§ Set task
Copy the listing below in full and skip every picture.

§ Data shown
★ ★ ★

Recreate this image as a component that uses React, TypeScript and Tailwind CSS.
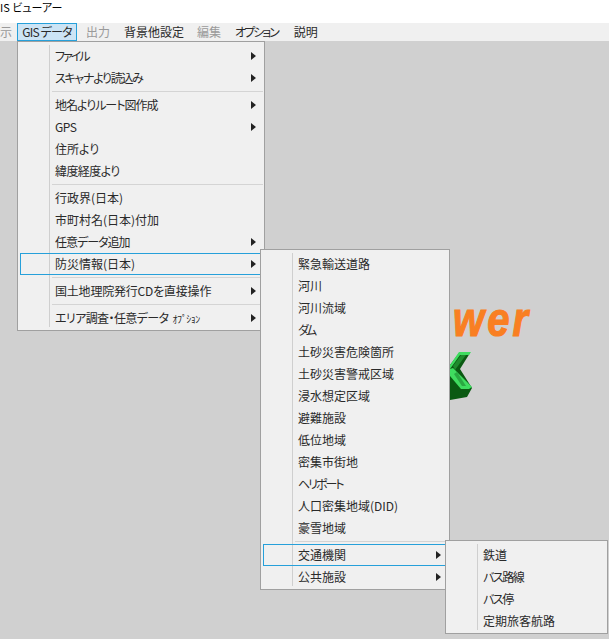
import React from 'react';

type Row = { label: React.ReactNode; arrow?: boolean; active?: boolean; tight?: string } | 'sep';

const mainMenu: Row[] = [
  { label: 'ファイル', arrow: true, tight: 'tracking-[-2px]' },
  { label: 'スキャナより読込み', arrow: true, tight: 'tracking-[-1.3px]' },
  'sep',
  { label: '地名よりルート図作成', arrow: true, tight: 'tracking-[-1px]' },
  { label: 'GPS', arrow: true, tight: 'tracking-[-0.5px]' },
  { label: '住所より' },
  { label: '緯度経度より', tight: 'tracking-[-0.6px]' },
  'sep',
  { label: '行政界(日本)' },
  { label: '市町村名(日本)付加' },
  { label: '任意データ追加', arrow: true, tight: 'tracking-[-1px]' },
  { label: '防災情報(日本)', arrow: true, active: true },
  'sep',
  { label: '国土地理院発行CDを直接操作', arrow: true, tight: 'tracking-[-0.2px]' },
  'sep',
  {
    label: (
      <>
        エリア調査・任意データ <span className="ml-[2px] text-[10px]">ｵﾌﾟｼｮﾝ</span>
      </>
    ),
    arrow: true,
    tight: 'tracking-[-0.6px]',
  },
];

const disasterMenu: Row[] = [
  { label: '緊急輸送道路' },
  { label: '河川' },
  { label: '河川流域' },
  { label: 'ダム', tight: 'tracking-[-3px]' },
  { label: '土砂災害危険箇所' },
  { label: '土砂災害警戒区域' },
  { label: '浸水想定区域' },
  { label: '避難施設' },
  { label: '低位地域' },
  { label: '密集市街地' },
  { label: 'ヘリポート', tight: 'tracking-[-2px]' },
  { label: '人口密集地域(DID)' },
  { label: '豪雪地域' },
  'sep',
  { label: '交通機関', arrow: true, active: true },
  { label: '公共施設', arrow: true },
];

const transportMenu: Row[] = [
  { label: '鉄道' },
  { label: 'バス路線', tight: 'tracking-[-1.5px]' },
  { label: 'バス停', tight: 'tracking-[-1.5px]' },
  { label: '定期旅客航路' },
];

function PopupMenu({ rows, className }: { rows: Row[]; className: string }) {
  return (
    <div className={`absolute border border-[#a0a0a0] bg-[#f0f0f0] pb-[1px] pl-[2px] pr-[1px] pt-[3px] ${className}`}>
      <div className="absolute bottom-[3px] left-[31px] top-[3px] w-px bg-[#cfcfcf]" />
      {rows.map((row, i) =>
        row === 'sep' ? (
          <div key={i} className="my-[2px] ml-[32px] h-px bg-[#d4d4d4]" />
        ) : (
          <div
            key={i}
            className={`relative flex h-[22px] items-center pl-[35px] pr-[7px] ${
              row.active ? 'outline outline-1 -outline-offset-1 outline-[#26a0da]' : ''
            }`}
          >
            <span className={`flex-1 whitespace-nowrap ${row.tight ?? ''}`}>{row.label}</span>
            {row.arrow && <span className="h-0 w-0 border-y-[4px] border-l-[5px] border-y-transparent border-l-[#222]" />}
          </div>
        ),
      )}
    </div>
  );
}

export default function App() {
  return (
    <div className="relative flex h-[639px] w-[609px] flex-col overflow-hidden bg-[#d0d0d0] font-['Noto_Sans_CJK_JP','Liberation_Sans',sans-serif] text-[12px] text-[#2a2a2a] [font-feature-settings:'palt']">
      <div className="flex h-[23px] items-center bg-white pb-[8px] text-[11px] text-black">
        <span>IS ビューアー</span>
      </div>
      <div className="flex h-[18px] bg-[#f0f0f0]">
        <div className="flex w-[17px] items-center text-[#9a9a9a]">示</div>
        <div className="flex w-[60px] items-center justify-center whitespace-nowrap border border-[#26a0da] bg-[#cce4f5] tracking-[-0.8px]">GIS データ</div>
        <div className="flex items-center pl-[9px] pr-[6px] text-[#9a9a9a]">出力</div>
        <div className="flex items-center pl-[8px] pr-[7px]">背景他設定</div>
        <div className="flex items-center px-[6px] text-[#9a9a9a]">編集</div>
        <div className="flex items-center px-[8px] tracking-[-2px]">オプション</div>
        <div className="flex items-center px-[8px]">説明</div>
      </div>

      {/* logo behind the menus */}
      <span className="absolute right-[78px] top-[303px] origin-bottom scale-y-[1.2] font-['Liberation_Sans',sans-serif] text-[40px] font-bold italic leading-none tracking-[3px] text-[#f97f22] [-webkit-text-stroke:1px_#f97f22]">
        Power
      </span>
      <svg className="absolute left-[445px] top-[345px]" width="35" height="60" viewBox="0 0 35 60">
        <path d="M5 20 L14 8 L25 8 L15 24 L27 43 L22 52 L5 55 Z" fill="#0a5a12" />
        <path d="M8 21 L16 10 L21 10 L10 25 Z" fill="#1f8a2d" />
        <path d="M5 20 L14 7 L26 7 L24 10 L15 10 L5 24 Z" fill="#3fdc5f" />
        <path d="M5 24 L8 23 L27 42 L24 44 L16 44 L5 31 Z" fill="#3fdc5f" />
        <path d="M9 29 L12 27 L21 41 L17 41 Z" fill="#2aa842" />
      </svg>

      <PopupMenu rows={mainMenu} className="left-[17px] top-[41px] w-[248px]" />
      <PopupMenu rows={disasterMenu} className="left-[260px] top-[249px] w-[190px]" />
      <PopupMenu rows={transportMenu} className="left-[445px] top-[540px] w-[163px]" />
    </div>
  );
}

★ ★ ★

§ Result
Recreate this image as a component that uses React, TypeScript and Tailwind CSS.
import React from 'react';

type Row = { label: React.ReactNode; arrow?: boolean; active?: boolean; tight?: string } | 'sep';

const mainMenu: Row[] = [
  { label: 'ファイル', arrow: true, tight: 'tracking-[-2px]' },
  { label: 'スキャナより読込み', arrow: true, tight: 'tracking-[-1.3px]' },
  'sep',
  { label: '地名よりルート図作成', arrow: true, tight: 'tracking-[-1px]' },
  { label: 'GPS', arrow: true, tight: 'tracking-[-0.5px]' },
  { label: '住所より' },
  { label: '緯度経度より', tight: 'tracking-[-0.6px]' },
  'sep',
  { label: '行政界(日本)' },
  { label: '市町村名(日本)付加' },
  { label: '任意データ追加', arrow: true, tight: 'tracking-[-1px]' },
  { label: '防災情報(日本)', arrow: true, active: true },
  'sep',
  { label: '国土地理院発行CDを直接操作', arrow: true, tight: 'tracking-[-0.2px]' },
  'sep',
  {
    label: (
      <>
        エリア調査・任意データ <span className="ml-[2px] text-[10px]">ｵﾌﾟｼｮﾝ</span>
      </>
    ),
    arrow: true,
    tight: 'tracking-[-0.6px]',
  },
];

const disasterMenu: Row[] = [
  { label: '緊急輸送道路' },
  { label: '河川' },
  { label: '河川流域' },
  { label: 'ダム', tight: 'tracking-[-3px]' },
  { label: '土砂災害危険箇所' },
  { label: '土砂災害警戒区域' },
  { label: '浸水想定区域' },
  { label: '避難施設' },
  { label: '低位地域' },
  { label: '密集市街地' },
  { label: 'ヘリポート', tight: 'tracking-[-2px]' },
  { label: '人口密集地域(DID)' },
  { label: '豪雪地域' },
  'sep',
  { label: '交通機関', arrow: true, active: true },
  { label: '公共施設', arrow: true },
];

const transportMenu: Row[] = [
  { label: '鉄道' },
  { label: 'バス路線', tight: 'tracking-[-1.5px]' },
  { label: 'バス停', tight: 'tracking-[-1.5px]' },
  { label: '定期旅客航路' },
];

function PopupMenu({ rows, className }: { rows: Row[]; className: string }) {
  return (
    <div className={`absolute border border-[#a0a0a0] bg-[#f0f0f0] pb-[1px] pl-[2px] pr-[1px] pt-[3px] ${className}`}>
      <div className="absolute bottom-[3px] left-[31px] top-[3px] w-px bg-[#cfcfcf]" />
      {rows.map((row, i) =>
        row === 'sep' ? (
          <div key={i} className="my-[2px] ml-[32px] h-px bg-[#d4d4d4]" />
        ) : (
          <div
            key={i}
            className={`relative flex h-[22px] items-center pl-[35px] pr-[7px] ${
              row.active ? 'outline outline-1 -outline-offset-1 outline-[#26a0da]' : ''
            }`}
          >
            <span className={`flex-1 whitespace-nowrap ${row.tight ?? ''}`}>{row.label}</span>
            {row.arrow && <span className="h-0 w-0 border-y-[4px] border-l-[5px] border-y-transparent border-l-[#222]" />}
          </div>
        ),
      )}
    </div>
  );
}

export default function App() {
  return (
    <div className="relative flex h-[639px] w-[609px] flex-col overflow-hidden bg-[#d0d0d0] font-['Noto_Sans_CJK_JP','Liberation_Sans',sans-serif] text-[12px] text-[#2a2a2a] [font-feature-settings:'palt']">
      <div className="flex h-[23px] items-center bg-white pb-[8px] text-[11px] text-black">
        <span>IS ビューアー</span>
      </div>
      <div className="flex h-[18px] bg-[#f0f0f0]">
        <div className="flex w-[17px] items-center text-[#9a9a9a]">示</div>
        <div className="flex w-[60px] items-center justify-center whitespace-nowrap border border-[#26a0da] bg-[#cce4f5] tracking-[-0.8px]">GIS データ</div>
        <div className="flex items-center pl-[9px] pr-[6px] text-[#9a9a9a]">出力</div>
        <div className="flex items-center pl-[8px] pr-[7px]">背景他設定</div>
        <div className="flex items-center px-[6px] text-[#9a9a9a]">編集</div>
        <div className="flex items-center px-[8px] tracking-[-2px]">オプション</div>
        <div className="flex items-center px-[8px]">説明</div>
      </div>

      {/* logo behind the menus */}
      <span className="absolute right-[78px] top-[303px] origin-bottom scale-y-[1.2] font-['Liberation_Sans',sans-serif] text-[40px] font-bold italic leading-none tracking-[3px] text-[#f97f22] [-webkit-text-stroke:1px_#f97f22]">
        Power
      </span>
      <svg className="absolute left-[445px] top-[345px]" width="35" height="60" viewBox="0 0 35 60">
        <path d="M5 20 L14 8 L25 8 L15 24 L27 43 L22 52 L5 55 Z" fill="#0a5a12" />
        <path d="M8 21 L16 10 L21 10 L10 25 Z" fill="#1f8a2d" />
        <path d="M5 20 L14 7 L26 7 L24 10 L15 10 L5 24 Z" fill="#3fdc5f" />
        <path d="M5 24 L8 23 L27 42 L24 44 L16 44 L5 31 Z" fill="#3fdc5f" />
        <path d="M9 29 L12 27 L21 41 L17 41 Z" fill="#2aa842" />
      </svg>

      <PopupMenu rows={mainMenu} className="left-[17px] top-[41px] w-[248px]" />
      <PopupMenu rows={disasterMenu} className="left-[260px] top-[249px] w-[190px]" />
      <PopupMenu rows={transportMenu} className="left-[445px] top-[540px] w-[163px]" />
    </div>
  );
}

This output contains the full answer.